Article 8:69 of the General Administrative Law Act act provides that the court is to give its ruling solely on the basis of the issues which are put before it.

Although paragraph 2 of that Article states that the court is to supplement the pleas in law of its own motion, that provision means, however, that the court is to put the objections made by the applicant against the contested administrative measure into legal form.

A distinction falls to be made between that duty to supplement those pleas in law of the court’s own motion and the analysis which the court is required to make on its own initiative.

Such an analysis is required only in cases involving the application of rules relating to the powers of administrative bodies and those of the court itself, and provisions as to admissibility.

The CBb, however, was uncertain as to whether Community law required it to take into consideration arguments based on that law which had not been put forward by the appellants in the main proceedings. The question arose whether a national procedural provision which meant that the court could not examine pleas in law which went beyond the ambit of the dispute rendered the exercise of rights conferred by Community law virtually impossible or excessively difficult.
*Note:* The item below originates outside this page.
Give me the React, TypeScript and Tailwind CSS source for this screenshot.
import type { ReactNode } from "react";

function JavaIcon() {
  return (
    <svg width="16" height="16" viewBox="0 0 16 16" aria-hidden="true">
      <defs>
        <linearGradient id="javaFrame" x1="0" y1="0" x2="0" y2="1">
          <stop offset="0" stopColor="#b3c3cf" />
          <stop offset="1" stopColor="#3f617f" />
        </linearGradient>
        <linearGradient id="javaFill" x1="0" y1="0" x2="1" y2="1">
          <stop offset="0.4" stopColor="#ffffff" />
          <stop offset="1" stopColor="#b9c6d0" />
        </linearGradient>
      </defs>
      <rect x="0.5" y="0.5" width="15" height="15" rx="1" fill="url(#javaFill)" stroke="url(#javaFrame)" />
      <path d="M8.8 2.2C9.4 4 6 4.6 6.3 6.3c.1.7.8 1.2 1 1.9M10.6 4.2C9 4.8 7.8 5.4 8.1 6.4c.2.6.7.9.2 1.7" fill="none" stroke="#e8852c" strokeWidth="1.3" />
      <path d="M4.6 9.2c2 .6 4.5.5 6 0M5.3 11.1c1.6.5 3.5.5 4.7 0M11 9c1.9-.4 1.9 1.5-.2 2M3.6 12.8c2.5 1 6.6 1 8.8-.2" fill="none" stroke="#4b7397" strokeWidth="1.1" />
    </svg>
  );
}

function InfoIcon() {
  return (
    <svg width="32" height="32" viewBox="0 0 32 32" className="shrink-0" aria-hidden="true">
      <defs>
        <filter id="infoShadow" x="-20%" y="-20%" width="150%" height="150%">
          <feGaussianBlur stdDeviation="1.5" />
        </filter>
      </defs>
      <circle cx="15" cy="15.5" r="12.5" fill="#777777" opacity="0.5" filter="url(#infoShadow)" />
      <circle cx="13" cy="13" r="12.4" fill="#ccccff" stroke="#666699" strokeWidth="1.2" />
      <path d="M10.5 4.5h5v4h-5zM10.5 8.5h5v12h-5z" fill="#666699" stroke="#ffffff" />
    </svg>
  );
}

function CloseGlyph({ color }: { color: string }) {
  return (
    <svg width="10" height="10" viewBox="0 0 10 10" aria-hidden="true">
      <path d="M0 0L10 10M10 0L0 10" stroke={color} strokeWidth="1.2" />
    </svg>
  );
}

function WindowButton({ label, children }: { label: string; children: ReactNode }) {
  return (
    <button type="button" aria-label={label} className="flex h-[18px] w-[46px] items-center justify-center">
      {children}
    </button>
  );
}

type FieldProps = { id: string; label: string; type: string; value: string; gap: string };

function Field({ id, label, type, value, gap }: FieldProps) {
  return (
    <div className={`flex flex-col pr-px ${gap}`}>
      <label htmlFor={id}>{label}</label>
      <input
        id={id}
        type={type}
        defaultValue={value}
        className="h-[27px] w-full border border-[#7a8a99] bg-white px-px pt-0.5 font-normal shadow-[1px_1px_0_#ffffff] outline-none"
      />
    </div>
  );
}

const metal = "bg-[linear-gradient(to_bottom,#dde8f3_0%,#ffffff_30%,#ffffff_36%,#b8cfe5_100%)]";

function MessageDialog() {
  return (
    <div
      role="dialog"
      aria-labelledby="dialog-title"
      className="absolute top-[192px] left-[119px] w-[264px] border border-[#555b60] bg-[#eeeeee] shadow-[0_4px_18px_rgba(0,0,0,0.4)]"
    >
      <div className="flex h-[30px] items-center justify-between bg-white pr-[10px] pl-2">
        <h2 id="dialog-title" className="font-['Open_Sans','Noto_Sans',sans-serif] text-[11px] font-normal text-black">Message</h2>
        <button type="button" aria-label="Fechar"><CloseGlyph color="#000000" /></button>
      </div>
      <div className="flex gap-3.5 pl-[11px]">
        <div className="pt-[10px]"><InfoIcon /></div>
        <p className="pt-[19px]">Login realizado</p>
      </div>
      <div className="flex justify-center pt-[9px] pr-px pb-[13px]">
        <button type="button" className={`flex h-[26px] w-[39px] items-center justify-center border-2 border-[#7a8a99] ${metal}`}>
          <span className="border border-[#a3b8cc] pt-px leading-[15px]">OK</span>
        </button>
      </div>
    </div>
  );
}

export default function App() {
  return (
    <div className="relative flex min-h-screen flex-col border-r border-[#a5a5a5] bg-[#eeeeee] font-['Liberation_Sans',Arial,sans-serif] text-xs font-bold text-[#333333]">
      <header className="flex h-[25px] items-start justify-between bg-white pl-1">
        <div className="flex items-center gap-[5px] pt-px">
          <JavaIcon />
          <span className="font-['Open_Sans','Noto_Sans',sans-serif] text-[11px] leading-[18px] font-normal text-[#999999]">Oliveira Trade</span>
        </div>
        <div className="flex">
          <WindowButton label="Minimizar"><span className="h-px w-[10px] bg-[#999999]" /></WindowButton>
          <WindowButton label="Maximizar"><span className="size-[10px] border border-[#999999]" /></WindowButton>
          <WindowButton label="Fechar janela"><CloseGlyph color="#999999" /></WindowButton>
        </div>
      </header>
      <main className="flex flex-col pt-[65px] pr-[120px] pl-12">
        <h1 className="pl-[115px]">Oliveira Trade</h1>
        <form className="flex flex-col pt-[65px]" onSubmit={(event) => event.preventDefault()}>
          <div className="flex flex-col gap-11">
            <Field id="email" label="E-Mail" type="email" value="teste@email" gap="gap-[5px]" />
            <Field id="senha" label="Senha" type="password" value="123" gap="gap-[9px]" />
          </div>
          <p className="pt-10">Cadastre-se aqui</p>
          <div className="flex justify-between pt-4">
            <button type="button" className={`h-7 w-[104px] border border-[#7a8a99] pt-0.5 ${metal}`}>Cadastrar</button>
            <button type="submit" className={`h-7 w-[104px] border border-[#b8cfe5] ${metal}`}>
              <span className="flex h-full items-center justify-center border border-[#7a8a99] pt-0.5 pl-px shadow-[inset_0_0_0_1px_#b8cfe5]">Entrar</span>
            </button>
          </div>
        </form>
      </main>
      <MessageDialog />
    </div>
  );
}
The CBb therefore referred several questions to the Court of Justice, asking inter alia whether Community law required the courts of their own motion to conduct an examination of grounds which were outside the terms of the dispute, by reference to criteria based on Directive 85/511.

The Court of Justice first of all reiterated that in the absence of Community rules in the field, it was for the domestic legal system of each Member State to designate the courts and tribunals having jurisdiction and to lay down the detailed procedural rules governing actions for safeguarding rights which individuals derived from Community law, provided that the principles of equivalence and effectiveness were observed. (See, inter alia,
Joined Cases C-430/93 and C-431/93 Van Schijndel and van Veen [1995]
and Case C-129/00 Commission v Italy [2003]).
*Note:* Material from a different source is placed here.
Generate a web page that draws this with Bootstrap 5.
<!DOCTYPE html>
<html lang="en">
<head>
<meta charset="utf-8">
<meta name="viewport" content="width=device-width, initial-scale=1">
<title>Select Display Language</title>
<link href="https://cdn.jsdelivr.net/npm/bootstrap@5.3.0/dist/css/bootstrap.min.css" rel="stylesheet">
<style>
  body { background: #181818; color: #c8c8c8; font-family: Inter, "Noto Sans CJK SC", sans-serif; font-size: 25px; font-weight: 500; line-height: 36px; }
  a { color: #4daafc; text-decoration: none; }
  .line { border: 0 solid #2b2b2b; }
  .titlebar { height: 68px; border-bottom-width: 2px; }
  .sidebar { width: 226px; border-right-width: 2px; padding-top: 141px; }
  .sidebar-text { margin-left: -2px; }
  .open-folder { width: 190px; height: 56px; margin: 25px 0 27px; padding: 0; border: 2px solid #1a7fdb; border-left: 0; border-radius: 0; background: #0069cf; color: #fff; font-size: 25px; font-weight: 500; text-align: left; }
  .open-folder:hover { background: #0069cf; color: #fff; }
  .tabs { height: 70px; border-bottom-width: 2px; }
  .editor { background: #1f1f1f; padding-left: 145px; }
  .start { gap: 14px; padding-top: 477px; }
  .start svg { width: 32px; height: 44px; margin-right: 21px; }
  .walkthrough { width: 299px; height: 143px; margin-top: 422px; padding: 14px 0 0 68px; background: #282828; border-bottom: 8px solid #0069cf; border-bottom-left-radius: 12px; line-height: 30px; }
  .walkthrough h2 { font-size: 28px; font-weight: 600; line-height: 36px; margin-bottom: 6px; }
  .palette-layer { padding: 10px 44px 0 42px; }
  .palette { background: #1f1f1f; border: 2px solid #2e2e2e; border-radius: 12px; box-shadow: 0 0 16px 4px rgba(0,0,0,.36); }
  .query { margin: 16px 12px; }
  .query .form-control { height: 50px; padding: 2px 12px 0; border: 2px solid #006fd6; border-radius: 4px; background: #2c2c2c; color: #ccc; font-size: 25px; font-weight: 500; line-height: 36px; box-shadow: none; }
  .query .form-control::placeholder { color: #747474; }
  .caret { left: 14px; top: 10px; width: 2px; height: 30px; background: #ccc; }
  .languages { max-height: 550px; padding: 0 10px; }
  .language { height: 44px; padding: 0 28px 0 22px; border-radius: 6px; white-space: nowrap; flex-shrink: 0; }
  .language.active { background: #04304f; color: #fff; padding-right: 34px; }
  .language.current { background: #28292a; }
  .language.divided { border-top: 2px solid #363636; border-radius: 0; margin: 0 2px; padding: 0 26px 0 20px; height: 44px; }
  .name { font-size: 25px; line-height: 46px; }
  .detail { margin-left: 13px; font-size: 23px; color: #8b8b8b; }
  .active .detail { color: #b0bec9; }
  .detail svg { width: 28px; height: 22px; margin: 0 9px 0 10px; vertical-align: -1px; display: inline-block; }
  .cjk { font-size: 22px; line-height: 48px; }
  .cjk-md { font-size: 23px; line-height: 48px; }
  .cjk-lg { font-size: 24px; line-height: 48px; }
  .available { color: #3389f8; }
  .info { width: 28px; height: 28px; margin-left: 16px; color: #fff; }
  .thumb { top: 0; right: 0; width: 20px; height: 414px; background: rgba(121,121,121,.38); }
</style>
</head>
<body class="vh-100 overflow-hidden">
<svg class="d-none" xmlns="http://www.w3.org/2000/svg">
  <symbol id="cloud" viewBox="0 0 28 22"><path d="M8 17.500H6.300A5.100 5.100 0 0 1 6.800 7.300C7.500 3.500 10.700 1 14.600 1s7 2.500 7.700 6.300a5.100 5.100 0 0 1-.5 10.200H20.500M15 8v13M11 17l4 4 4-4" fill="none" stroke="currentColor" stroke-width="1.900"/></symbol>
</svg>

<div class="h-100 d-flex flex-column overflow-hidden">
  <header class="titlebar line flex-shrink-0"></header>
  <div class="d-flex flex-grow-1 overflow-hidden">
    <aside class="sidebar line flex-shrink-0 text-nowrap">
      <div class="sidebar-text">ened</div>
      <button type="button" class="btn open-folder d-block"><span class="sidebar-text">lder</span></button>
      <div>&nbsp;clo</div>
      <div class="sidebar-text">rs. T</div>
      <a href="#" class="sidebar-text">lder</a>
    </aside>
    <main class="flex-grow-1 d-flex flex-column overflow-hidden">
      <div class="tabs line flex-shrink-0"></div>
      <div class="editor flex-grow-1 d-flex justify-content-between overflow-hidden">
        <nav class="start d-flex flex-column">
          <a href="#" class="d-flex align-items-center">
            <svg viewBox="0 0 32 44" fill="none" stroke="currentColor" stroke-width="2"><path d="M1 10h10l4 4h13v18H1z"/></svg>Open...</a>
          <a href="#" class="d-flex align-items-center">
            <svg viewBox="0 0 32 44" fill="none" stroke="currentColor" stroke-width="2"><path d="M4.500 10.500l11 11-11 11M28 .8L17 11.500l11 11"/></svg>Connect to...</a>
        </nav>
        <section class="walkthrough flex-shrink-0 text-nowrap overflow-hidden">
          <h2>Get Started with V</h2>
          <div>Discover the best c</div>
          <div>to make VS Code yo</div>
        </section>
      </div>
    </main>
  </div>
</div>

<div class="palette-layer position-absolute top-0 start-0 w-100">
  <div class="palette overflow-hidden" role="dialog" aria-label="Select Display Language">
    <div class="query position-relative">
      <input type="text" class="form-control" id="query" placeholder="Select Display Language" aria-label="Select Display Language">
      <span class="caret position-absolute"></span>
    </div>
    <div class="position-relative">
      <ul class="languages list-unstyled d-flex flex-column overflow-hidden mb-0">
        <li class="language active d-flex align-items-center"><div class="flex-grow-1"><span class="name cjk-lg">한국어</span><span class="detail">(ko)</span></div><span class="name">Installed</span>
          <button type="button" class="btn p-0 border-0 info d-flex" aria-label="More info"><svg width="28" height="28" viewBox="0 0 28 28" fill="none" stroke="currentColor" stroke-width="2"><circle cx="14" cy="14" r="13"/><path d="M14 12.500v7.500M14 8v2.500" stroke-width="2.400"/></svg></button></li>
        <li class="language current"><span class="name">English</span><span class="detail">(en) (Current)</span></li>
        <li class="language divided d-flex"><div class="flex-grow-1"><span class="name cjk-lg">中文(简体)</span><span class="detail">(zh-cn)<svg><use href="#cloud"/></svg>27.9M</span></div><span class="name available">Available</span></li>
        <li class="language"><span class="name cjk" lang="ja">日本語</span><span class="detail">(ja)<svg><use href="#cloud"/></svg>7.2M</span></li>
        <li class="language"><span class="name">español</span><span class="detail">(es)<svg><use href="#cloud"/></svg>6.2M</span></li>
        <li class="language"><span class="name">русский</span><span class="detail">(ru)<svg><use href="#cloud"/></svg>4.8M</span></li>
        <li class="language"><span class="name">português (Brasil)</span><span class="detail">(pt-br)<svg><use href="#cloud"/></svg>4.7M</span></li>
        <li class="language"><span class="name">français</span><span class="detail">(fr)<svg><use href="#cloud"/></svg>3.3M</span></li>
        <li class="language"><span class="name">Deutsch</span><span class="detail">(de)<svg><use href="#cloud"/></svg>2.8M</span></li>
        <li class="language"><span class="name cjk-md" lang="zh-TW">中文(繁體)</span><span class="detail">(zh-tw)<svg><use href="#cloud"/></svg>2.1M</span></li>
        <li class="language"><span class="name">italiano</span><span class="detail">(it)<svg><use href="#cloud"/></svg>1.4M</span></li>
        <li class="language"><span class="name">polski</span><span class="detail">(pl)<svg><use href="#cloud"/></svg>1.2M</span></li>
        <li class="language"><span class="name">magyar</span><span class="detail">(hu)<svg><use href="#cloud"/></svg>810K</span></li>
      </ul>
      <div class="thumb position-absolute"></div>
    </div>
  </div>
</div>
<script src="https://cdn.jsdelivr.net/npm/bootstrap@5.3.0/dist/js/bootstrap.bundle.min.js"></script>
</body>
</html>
The Court held that the provisions of Directive 85/511 which were at issue could not be considered as being equivalent to the national rules of public policy referred to above. As a result, the application of the principle of equivalence did not mean, as regards the present cases, that the national court was obliged to conduct of its own motion an examination of the validity of the administrative measures in question by having regard to criteria based on Directive 85/511.

As regards the principle of effectiveness, the Court reiterated that each case which raised the question whether a national procedural provision rendered the exercise of rights conferred by the Community legal order on individuals impossible or excessively difficult must be analysed by reference to the role of that provision in the procedure, its progress and its special features, viewed as a whole, before the various national instances.

In that context, it was necessary to take into consideration, where relevant, the principles which lied at the basis of the national legal system, such as the protection of the rights of the defence, the principle of legal certainty and the proper conduct of the proceedings (see, inter alia,
Case C-312/93 Peterbroeck [1995]
).

The Court pointed out that in van Schijndel and van Veen, it had held that the principle of effectiveness did not preclude a national provision which prevented national courts from raising of their own motion an issue as to whether the provisions of Community law had been infringed, where examination of that issue would oblige them to abandon the passive role assigned to them by going beyond the ambit of the dispute defined by the parties themselves and relying on facts and circumstances other than those on which the party with an interest in application of those provisions had based his claim.

In the present case, the CBb had indicated that the procedure followed before it did not differ, in that regard, from the procedure at issue in Van Schijndel and van Veen.

The Court therefore held that to examine of the court’s own motion issues not put forward by the appellants in the main proceedings would go beyond the ambit of the dispute as put before it.

Those two procedures differed only in so far as, in the present case, the CBb was not ruling as a court of last instance, as in that judgment, but as a court of first and last instance. However, that matter alone did not place the parties to the main proceedings in a special situation which was capable of calling into question the principles referred to.

Accordingly, it could not lead to a different conclusion from that reached by the Court in Van Schijndel and van Veen. Since the appellants in the main proceedings had had a genuine opportunity to raise pleas based on Directive 85/511, the principle of effectiveness did not require the national court to examine of its own motion a plea based on that directive.